John Frazier is one of my favorite critics. He has a literate, easy-going style that is much like listening to a friend tell you about a book he thinks you should read. I've spent the past few days reading Robert Terrall novels, the Ben Gates series (as by Robert Kyle) in particular. Terrall was the eldest of a disappearing breed--a man who wrote for pulps, slicks, hardcovers, paperbacks and even tie-ins before they were the big business they are today. So I thought I'd check out John's website and see what he thought of Terrall.

(go here for John's website: http://www.jottings.ca/john/thriller_quik2.html)

Here John describes private investigator Ben Gates:

"He is convincingly embedded in Manhattan, with believable professional contacts and associates—a middle-aged part-time secretary who fears the typewriter, a Jewish confrere, Davison, who looks like a quarterback and catches cold easily, a gossip-columnist who he can draw on for information, a friendly-adversarial police-lieutenant. And you believe that he is well enough known to make tabloid headlines when he fouls up during a case.

"Moreover, he appears to be Ivy League, or at least to have gone to a decent prep school. He is comfortable around the rich when a case takes him that way, as is (fictionally at least) Kyle himself. There are thoroughly convincing round-heeled debs, dissolute preppies, money-hungry upper-East-Side divorcees, and other more or less obnoxious types in the novels. Kyle knows how they speak and how their minds work.

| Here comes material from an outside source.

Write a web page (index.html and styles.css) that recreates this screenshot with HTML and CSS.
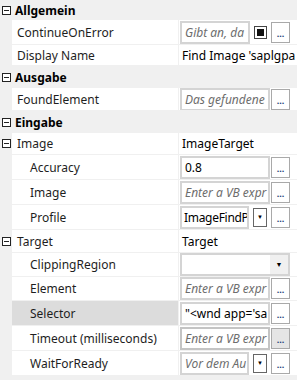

"He is also excellent at devising central situations that permit of interesting complications—threats of libel action against a scandal mag that sounds very like Confidential; theft and murder at a posh country-estate wedding where Gates is guarding the presents; an Albany hotel full of lobbyists pro and con a bill to legalize off-track gambling; a take-over attempt against a Manhattan corporation.

"The books are essence-of-late-Fifties, early Sixties, when formal structures and taboos were still strong but anarchic pressures were starting to build up inside them."

A perfect description except for the line about Terrall having to suffer the "taboos" of the time. Ben Gates is Hot opens with an anonymous letter detailing what will happen to the fourteen-year-old daughter of Gates' client if the client doesn't do what a mobster wants him to. This line appears in the letter: "(Your daughter) may not come back to you the same kid. Some of these bums are cunt crazy or should I draw you a picture."

The C word in 1964? Wow. Whod'a thunk it?

7 comments:

pattinase (abbott) said...

Not me re: the "C" word. Amazing.

Gonzalo B said...

Hello,

Apologies for so rudely changing the topic.... I just saw a Black Horse Western book called The Sharpshooter, written by Daniel Ransom. Is that something you wrote?

Ed Gorman said...

Yes. It's not one of my better ones I'm afraid.

Todd Mason said...

Nearly twenty years after "fuggin" joined the language with that spelling, I'd hope that "cunt" might be usable in a novel, even if not quite on, say, ROMPER ROOM or even THE TONIGHT SHOW.

Gonzalo B said...

Thanks for your reply. I didn't know you had written for Black Horse Westerns.

Ed Gorman said...

Those were reprints Gonzalo B. Since I responded to your letter above two of my western readers wrote off line to tell me that they liked The Sharpshooter because it deals with two things you rarely see in westerns--the treatment of alcoholics back then and where society put them when they could no longer function. The only thing I don't like about the book is the hero--I wish I'd made him stronger but at the time I felt that he wouldn't be realistic if he was dealing with these problems.

Frank Loose said...

John Fraser is indeed a terrific writer. Anyone not familiar with him or the British "American Crime" books of the 1940's and 50s should check out his site. Informative and just plain fun to read. John also wrote a terrific piece on Charles Williams' Dead Calm. It's quite a treatment on it.